Fourth Course: To Wolf’s palate, the 2021 Matthieu Barret Petit Ours Côte du Rhône Syrah, though produced in France, tastes as though it could have been made by the so-called Rhône Rangers, winemakers on the American West Coast devoted to making wines from Rhône Valley grape varieties.
“It’s much more fruit-forward than a typical French wine, more New World,” Wolf said of the Petit Ours Syrah.
The late 19th- and early 20th-century French composer Cécile Chaminade’s music also made its way to the U.S., where it found many fans. Like the powerful syrah vines that must struggle up steep hillsides to grow, Chaminade was a powerhouse composer who struggled against misguided notions of women’s abilities in a male-dominated profession. Her music is at once robust and elegant – not unlike this syrah.

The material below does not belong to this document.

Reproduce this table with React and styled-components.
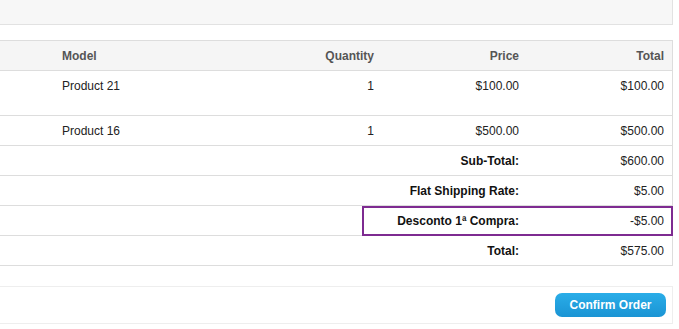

Fifth Course: The 1982 Domaine de Rancy Riversaltes Ambré, from the small town of Rivesalts in southeastern France, is a French wine that behaves on the palate much like a port or madeira.
Composer Maurice Ravel was born to a French father and a Basque mother in Ciboure, a Basque port town in the extreme southwest corner of France. He wrote a number of works inspired by Spain and its traditional dances.
He was also a brilliant orchestrator, and his music flows from one instrumental color to the next, much like this wine’s color deepens and its youthful plate of caramel, brown sugar and cinnamon takes on tones of chocolate and espresso as it ages.